Things for me to Improve: I needed to take my time for more of my shots. Too often I probably outran my cardio, and my breathing when in a firing position suffered. I needed to get that breathing under control in order to make hits. My breath also fogged up my eye protection a few times, so I had to wait that out (usually just a couple of seconds). My magazine changes were noticeably slow, in my opinion. I made three of them from the prone position, something I need to work on more, dry, while wearing my battle belt. I also think my dump pouch has to move closer to my left side (right now it is too close to the center of my back, and a little too hard to access.). Finally, I need to trust in my holdovers. I use a 100 yard zero, which means that, if my zero is good, I should never have to hold under a target. A few times I forgot this (just not enough time behind my carbines, really), and this resulted in errant shots until I had that “oh yeah” moment.

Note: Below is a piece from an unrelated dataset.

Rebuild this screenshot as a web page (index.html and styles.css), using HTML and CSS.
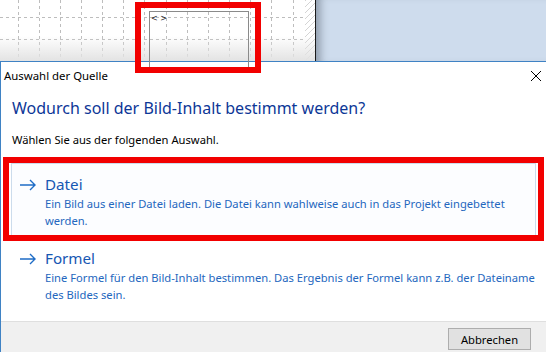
FILE: index.html
```html
<!DOCTYPE html>
<html lang="de">
<head>
  <meta charset="UTF-8" />
  <title>Auswahl der Quelle</title>
  <link rel="stylesheet" href="styles.css">
</head>
<body>
  <div class="screen">
    <div class="workspace">
      <div class="sheet">
        <svg class="grid" width="315" height="61" viewBox="0 0 315 61">
          <defs>
            <linearGradient id="fade" x1="0" y1="0" x2="0" y2="1">
              <stop offset="0" stop-color="#e3e3e3" stop-opacity="0" />
              <stop offset="1" stop-color="#e3e3e3" stop-opacity="1" />
            </linearGradient>
            <pattern id="hatch" width="6" height="6" patternUnits="userSpaceOnUse">
              <path d="M0 6 L6 0" stroke="#d4d4d4" stroke-width="1" />
            </pattern>
          </defs>
          <rect width="315" height="61" fill="#fff" />
          <g stroke="#bdbdbd" stroke-width="1" stroke-dasharray="3 3">
            <path d="M18.5 0V61 M39.5 0V61 M60.5 0V61 M81.5 0V61 M102.5 0V61 M123.5 0V61 M144.5 0V61 M166.5 0V61 M187.5 0V61 M208.5 0V61 M229.5 0V61 M250.5 0V61 M271.5 0V61 M293.5 0V61" />
            <path d="M0 17.5H305 M0 39.5H305" />
          </g>
          <rect x="305" y="0" width="10" height="61" fill="url(#hatch)" />
          <rect x="0" y="36" width="315" height="25" fill="url(#fade)" />
        </svg>
        <div class="element"><span class="tag">&lt; &gt;</span></div>
      </div>
      <div class="desk"></div>
    </div>

    <div class="dialog">
      <div class="titlebar">
        <span class="title">Auswahl der Quelle</span>
        <svg class="close" width="10" height="10" viewBox="0 0 10 10">
          <path d="M0 0 L10 10 M10 0 L0 10" stroke="#000" stroke-width="1" />
        </svg>
      </div>

      <div class="content">
        <h1 class="instruction">Wodurch soll der Bild-Inhalt bestimmt werden?</h1>
        <p class="hint">Wählen Sie aus der folgenden Auswahl.</p>

        <div class="option hover">
          <svg class="arrow" width="18" height="12" viewBox="0 0 18 12">
            <path d="M1 6 H16 M11 1 L16 6 L11 11" fill="none" stroke="#1e6cc6" stroke-width="1.4" />
          </svg>
          <div class="option-text">
            <div class="option-title">Datei</div>
            <div class="option-desc">Ein Bild aus einer Datei laden. Die Datei kann wahlweise auch in das Projekt eingebettet werden.</div>
          </div>
        </div>

        <div class="option">
          <svg class="arrow" width="18" height="12" viewBox="0 0 18 12">
            <path d="M1 6 H16 M11 1 L16 6 L11 11" fill="none" stroke="#1e6cc6" stroke-width="1.4" />
          </svg>
          <div class="option-text">
            <div class="option-title">Formel</div>
            <div class="option-desc">Eine Formel für den Bild-Inhalt bestimmen. Das Ergebnis der Formel kann z.B. der Dateiname des Bildes sein.</div>
          </div>
        </div>
      </div>

      <div class="footer">
        <button class="cancel">Abbrechen</button>
      </div>
    </div>

    <!-- red annotation frames drawn over the screenshot -->
    <div class="mark mark-element"></div>
    <div class="mark mark-option"></div>
  </div>
</body>
</html>
```

FILE: styles.css
```css
body {
  margin: 0;
  padding: 0;
  font-family: "Noto Sans", "Open Sans", sans-serif;
  background-color: #fff;
}

.screen {
  width: 546px;
  height: 352px;
  position: relative;
  overflow: hidden;
}

.workspace {
  display: flex;
  height: 61px;
}

.sheet {
  width: 315px;
  height: 61px;
  border-right: 1px solid #1a1a1a;
  position: relative;
}

.grid {
  display: block;
}

.element {
  position: absolute;
  left: 149px;
  top: 11px;
  width: 98px;
  height: 60px;
  border: 1px solid #8a8a8a;
}

.tag {
  display: block;
  font-family: "DejaVu Sans", sans-serif;
  font-size: 8px;
  line-height: 10px;
  margin: 2px 0 0 1px;
  color: #222;
}

.desk {
  flex: 1;
  background-color: #cedced;
  box-shadow: inset 10px 0 8px -6px rgba(60, 70, 85, 0.45);
}

.dialog {
  height: 291px;
  border-top: 1px solid #3f82c4;
  border-left: 1px solid #3f82c4;
  background-color: #fff;
  display: flex;
  flex-direction: column;
}

.titlebar {
  height: 26px;
  display: flex;
  align-items: center;
  justify-content: space-between;
  padding: 0 5px 0 3px;
}

.title {
  font-size: 11.4px;
  color: #000;
}

.close {
  display: block;
  margin-top: 1px;
}

.content {
  flex: 1;
  padding: 0 10px;
}

.instruction {
  margin: 10px 0 0 1px;
  font-size: 16px;
  font-weight: normal;
  line-height: 21px;
  color: #0d3797;
}

.hint {
  margin: 13px 0 0 1px;
  font-size: 11.2px;
  line-height: 16px;
  color: #000;
}

.option {
  display: flex;
  align-items: flex-start;
  margin-top: 15px;
  padding: 10px 0 7px 7px;
  border: 1px solid transparent;
}

.option + .option {
  margin-top: 0;
}

.option.hover {
  border-color: #ccdcec;
  background-color: #fcfdff;
}

.arrow {
  flex: none;
  margin: 5px 8px 0 0;
}

.option-title {
  font-size: 15.2px;
  line-height: 21px;
  color: #1657b3;
}

.option-desc {
  font-size: 11.2px;
  line-height: 17px;
  color: #2467be;
}

.footer {
  height: 32px;
  border-top: 1px solid #dfdfdf;
  background-color: #f0f0f0;
  display: flex;
  justify-content: flex-end;
  align-items: flex-start;
  padding: 6px 15px 0 0;
  box-sizing: border-box;
}

.cancel {
  width: 83px;
  height: 22px;
  padding: 0;
  font-family: "Noto Sans", "Open Sans", sans-serif;
  font-size: 11.2px;
  color: #000;
  background-color: #e1e1e1;
  border: 1px solid #adadad;
  border-radius: 0;
}

.mark {
  position: absolute;
  border: 6px solid #f20000;
  box-sizing: border-box;
}

.mark-element {
  left: 135px;
  top: 2px;
  width: 126px;
  height: 71px;
}

.mark-option {
  left: 3px;
  top: 157px;
  width: 541px;
  height: 84px;
}
```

Things That Would Have Made the Match Better: As much as I liked the organization and color-coding of the firing positions and targets, there were a few things that would have made the match a bit better. For one thing, I thought it took way too long to reset the range after each participant finished his run. It took upwards of 15 minutes to score the targets and reset them, and for the life of me I could not figure out what was taking so long each time. I also would have preferred some better variety to the targets/firing positions, which I thought skewed a little too heavily toward precision shots at longer ranges. Perhaps having something like a VTAC barricade through which the shooters might have to engage from a distance of 25 yards or so would have added to the challenge a bit. Also, I expected some smaller targets for the up-close shots, maybe targets that would force the shooter to remember “height over bore” issues. Finally, it took two days for the organizers to post the results of the match. Considering all the scoring was done on site and there were only 7 shooters, I thought this was a bit much.
Overall, I really enjoyed the match, as it was a chance to do something I rarely get to do. My long guns rarely get fired, and when they do it is either at a VERY restrictive public range or in a class (and readers of this blog know that the classes I take tend to be handgun-centric). The chance to use it on a variety of targets, from a variety of positions, moving from position to position, all under the pressure of the clock, was fun. It was also a great chance to test out my battle belt and other gear, especially in inclement weather. I would definitely shoot this match or a similar match again, perhaps using my variable optic to see how it compares in such conditions.